Blog / Book of the Month / With Hearts and Hands and Voices / Deuteronomy 8:1-10 / Pr. Ted A. Giese / Sunday October 12th 2025/ Thanksgiving / Mount Olive Lutheran Church

With Hearts and Hands and Voices / Deuteronomy 8:1-10 / Pr. Ted A. Giese / Sunday October 12th 2025/ Thanksgiving / Mount Olive Lutheran Church




With Hearts and Hands and Voices / Deuteronomy 8:1-10 / Pr. Ted A. Giese / Sunday October 12th 2025/ Thanksgiving / Mount Olive Lutheran Church

Mount Olive Lutheran Church / Pr. Ted A. Giese / Sunday October 12th 2025: Season of Pentecost - Thanksgiving Sunday / Deuteronomy 8:1-10 “With Hearts and Hands and Voices”

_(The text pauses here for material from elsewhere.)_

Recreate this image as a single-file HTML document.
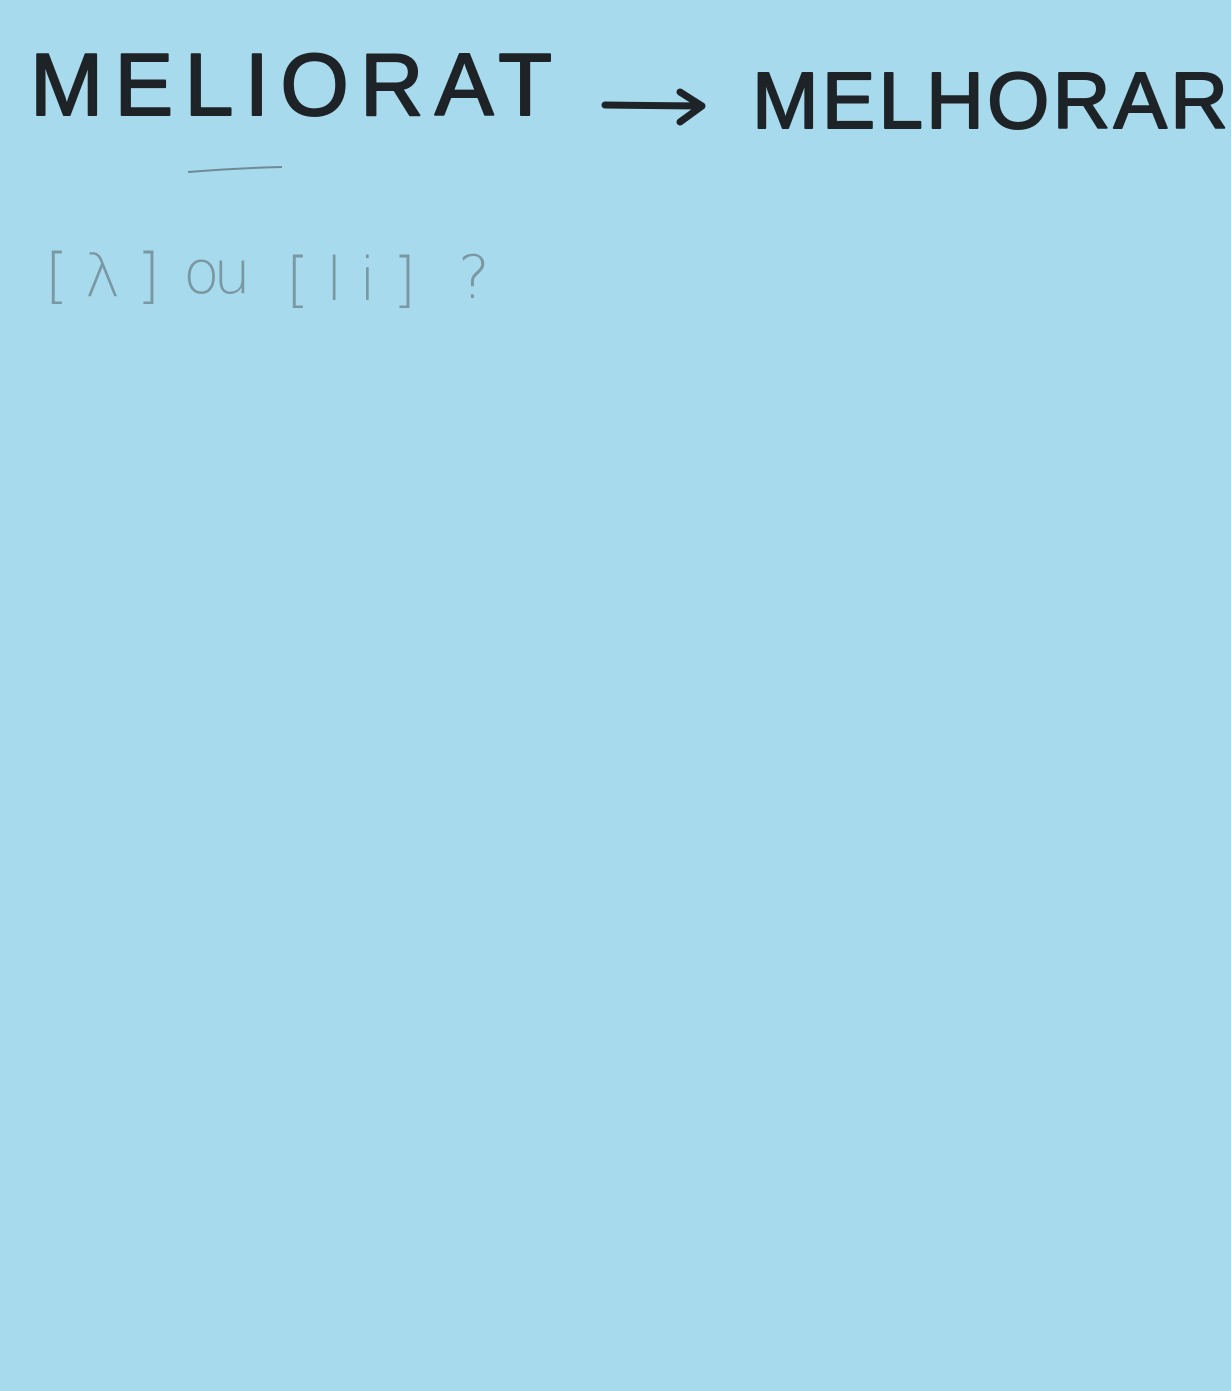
<!DOCTYPE html>
<html><head><meta charset="utf-8"><style>
html,body{margin:0;padding:0;background:#a8daed;}
svg{display:block}
</style></head><body>
<svg width="1231" height="1391" viewBox="0 0 1231 1391" xmlns="http://www.w3.org/2000/svg">
<rect width="1231" height="1391" fill="#a8daed"/>
<g font-family="Liberation Sans, sans-serif" fill="#1d2326" stroke="#1d2326" stroke-width="2" stroke-linejoin="round">
<text x="30" y="115" font-size="88" textLength="522" lengthAdjust="spacing">MELIORAT</text>
<text x="752" y="128" font-size="80" textLength="476" lengthAdjust="spacing">MELHORAR</text>
</g>
<g stroke="#1d2326" stroke-width="7" fill="none" stroke-linecap="round" stroke-linejoin="round">
<path d="M605 105 L700 106"/>
<path d="M680 92 L702 106 L680 122"/>
</g>
<path d="M188 172 Q235 168 282 167" stroke="#6e8a95" stroke-width="2" fill="none"/>
<g font-family="DejaVu Sans, sans-serif" font-weight="200" fill="#7a98a2" font-size="60">
<text x="45" y="296" textLength="115" lengthAdjust="spacing">[λ]</text>
<text x="183" y="293" textLength="68" lengthAdjust="spacing">ou</text>
<text x="286" y="300" textLength="130" lengthAdjust="spacing">[li]</text>
<text x="458" y="298">?</text>
</g>
</svg>
</body></html>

“The whole commandment that I command you today you shall be careful to do, that you may live and multiply, and go in and possess the land that the LORD swore to give to your fathers. And you shall remember the whole way that the LORD your God has led you these forty years in the wilderness, that He might humble you, testing you to know what was in your heart, whether you would keep His commandments or not. And He humbled you and let you hunger and fed you with manna, which you did not know, nor did your fathers know, that He might make you know that man does not live by bread alone, but man lives by every word that comes from the mouth of the LORD. Your clothing did not wear out on you and your foot did not swell these forty years. Know then in your heart that, as a man disciplines his son, the LORD your God disciplines you.

So you shall keep the commandments of the LORD your God by walking in His ways and by fearing Him. For the LORD your God is bringing you into a good land, a land of brooks of water, of fountains and springs, flowing out in the valleys and hills, a land of wheat and barley, of vines and fig trees and pomegranates, a land of olive trees and honey, a land in which you will eat bread without scarcity, in which you will lack nothing, a land whose stones are iron, and out of whose hills you can dig copper. And you shall eat and be full, and you shall bless the LORD your God for the good land He has given you.

Let us pray: May the words of my mouth and the meditations of all our hearts be acceptable in your sight O Lord. Amen.

Grace peace and mercy to you from God our Father and from our Lord and Saviour Jesus Christ, Good Christian friends, it’s a bit of a conundrum that when good things are happening you’ll still find some people who are complaining and yet it’s perhaps an even more perplexing thing to find thankful people in the midst of very bad things happening. Have you managed to find complaint in the midst of everyone’s thanksgiving? Is this you? Or are you the one who in the midst of genuinely terrible circumstances finds a way to pray, praise and give thanks to God the Father for all His benefits, all of His gifts and His mercies especially during times of struggle and hardship?   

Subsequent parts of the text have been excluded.